I'm aware such people exist, I just don't confuse that fact with a belief that a majority of readers don't have problems with the experience of e.g. trying to read a PDF on a phone or anything else that isn't at least A4-/letter-sized (heck, PDFs have fewer people read them than would otherwise even when the person doing the reading is using a desktop or laptop)—precisely because PDFs preserve the presentation for print.

> How do you annotate blog posts, and in way that is preserved for decades.

Is that a statement or a question? In any case, it's hard to begin to conceptualize what sort of misunderstandings about the relevant media could lead to either. Blog posts (published originally as HTML, that is) are not inherently less susceptible to being saved than an academic article published as PDF. I did, however, already mention Zotero (and SingleFile).

> I almost suspect we are somehow talking different things, because even the most non-technical users know that about PDFs. But also it reads like you are finding a way to disagree with everything.

Am I? I'm pretty sure that I understand what you're saying, at least, and that we're talking about the same things. I don't know what you expect, though, when the fundamental premises are in dispute. There's no way to just "yes-and" through disagreements like that.

> I'm pretty sure that I understand what you're saying, at least, and that we're talking about the same things. I don't know what you expect, though, when the fundamental premises are in dispute. There's no way to just "yes-and" through disagreements like that.

If you start from the premise that you know everything, there's not much to talk about.
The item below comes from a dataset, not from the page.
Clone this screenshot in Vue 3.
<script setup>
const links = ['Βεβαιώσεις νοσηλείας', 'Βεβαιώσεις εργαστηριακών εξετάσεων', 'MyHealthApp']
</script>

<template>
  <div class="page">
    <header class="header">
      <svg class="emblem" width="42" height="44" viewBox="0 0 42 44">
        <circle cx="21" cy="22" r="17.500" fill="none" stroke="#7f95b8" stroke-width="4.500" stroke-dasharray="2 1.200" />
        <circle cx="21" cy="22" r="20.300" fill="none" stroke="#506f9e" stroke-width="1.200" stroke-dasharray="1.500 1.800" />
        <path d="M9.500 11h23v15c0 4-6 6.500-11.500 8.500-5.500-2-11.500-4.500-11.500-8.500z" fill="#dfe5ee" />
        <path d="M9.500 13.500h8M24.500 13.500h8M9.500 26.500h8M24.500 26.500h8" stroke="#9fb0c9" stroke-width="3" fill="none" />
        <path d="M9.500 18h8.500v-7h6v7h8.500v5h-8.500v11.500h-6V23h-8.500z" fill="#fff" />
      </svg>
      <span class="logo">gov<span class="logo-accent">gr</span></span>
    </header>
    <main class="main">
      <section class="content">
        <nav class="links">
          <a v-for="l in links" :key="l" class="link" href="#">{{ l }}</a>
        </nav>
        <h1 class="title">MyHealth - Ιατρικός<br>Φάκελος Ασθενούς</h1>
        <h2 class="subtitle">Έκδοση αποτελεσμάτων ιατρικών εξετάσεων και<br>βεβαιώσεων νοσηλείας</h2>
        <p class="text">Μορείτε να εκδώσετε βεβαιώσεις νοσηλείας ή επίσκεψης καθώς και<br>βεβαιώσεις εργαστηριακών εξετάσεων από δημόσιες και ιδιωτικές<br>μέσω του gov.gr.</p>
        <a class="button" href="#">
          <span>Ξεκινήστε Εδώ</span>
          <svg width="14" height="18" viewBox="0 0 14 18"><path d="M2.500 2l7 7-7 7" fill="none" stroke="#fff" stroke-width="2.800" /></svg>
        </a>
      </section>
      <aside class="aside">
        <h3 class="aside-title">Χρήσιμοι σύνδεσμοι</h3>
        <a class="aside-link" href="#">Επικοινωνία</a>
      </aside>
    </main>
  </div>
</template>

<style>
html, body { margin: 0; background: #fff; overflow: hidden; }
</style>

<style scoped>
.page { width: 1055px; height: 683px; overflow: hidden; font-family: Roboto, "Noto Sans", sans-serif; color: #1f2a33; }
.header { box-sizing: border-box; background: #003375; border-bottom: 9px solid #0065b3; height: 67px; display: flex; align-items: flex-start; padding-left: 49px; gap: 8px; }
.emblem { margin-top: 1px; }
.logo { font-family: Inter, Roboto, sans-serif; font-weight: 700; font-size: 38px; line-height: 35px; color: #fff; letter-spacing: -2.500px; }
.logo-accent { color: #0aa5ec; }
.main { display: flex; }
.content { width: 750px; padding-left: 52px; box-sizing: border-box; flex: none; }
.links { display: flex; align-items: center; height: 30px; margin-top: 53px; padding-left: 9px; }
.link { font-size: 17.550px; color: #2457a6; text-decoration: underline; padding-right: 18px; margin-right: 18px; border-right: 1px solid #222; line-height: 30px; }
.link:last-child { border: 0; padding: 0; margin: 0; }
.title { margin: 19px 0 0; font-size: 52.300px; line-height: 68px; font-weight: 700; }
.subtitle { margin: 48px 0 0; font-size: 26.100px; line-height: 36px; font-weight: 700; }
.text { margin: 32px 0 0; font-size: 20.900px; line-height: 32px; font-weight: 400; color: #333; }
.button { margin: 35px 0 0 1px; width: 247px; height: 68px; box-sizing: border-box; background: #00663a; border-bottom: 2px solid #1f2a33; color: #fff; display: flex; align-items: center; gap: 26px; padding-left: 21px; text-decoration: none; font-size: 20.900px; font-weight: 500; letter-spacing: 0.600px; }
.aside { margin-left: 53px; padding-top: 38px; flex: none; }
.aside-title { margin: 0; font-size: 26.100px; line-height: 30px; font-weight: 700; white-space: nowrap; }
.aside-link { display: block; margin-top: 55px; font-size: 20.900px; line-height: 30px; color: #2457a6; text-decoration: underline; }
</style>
The basis of such interactions is to try to learn from the other person, be intellectually curious.

> Is that a statement or a question? In any case, it's hard to begin to conceptualize what sort of misunderstandings about the relevant media could lead to either.

That the is the language of someone trying to fight - about document formats!

You've resorted to personal attacks—and purely personal attacks—after imagining attacks from the other end. Contribute to the topic or don't, but don't change the subject as a substitute for engaging with it.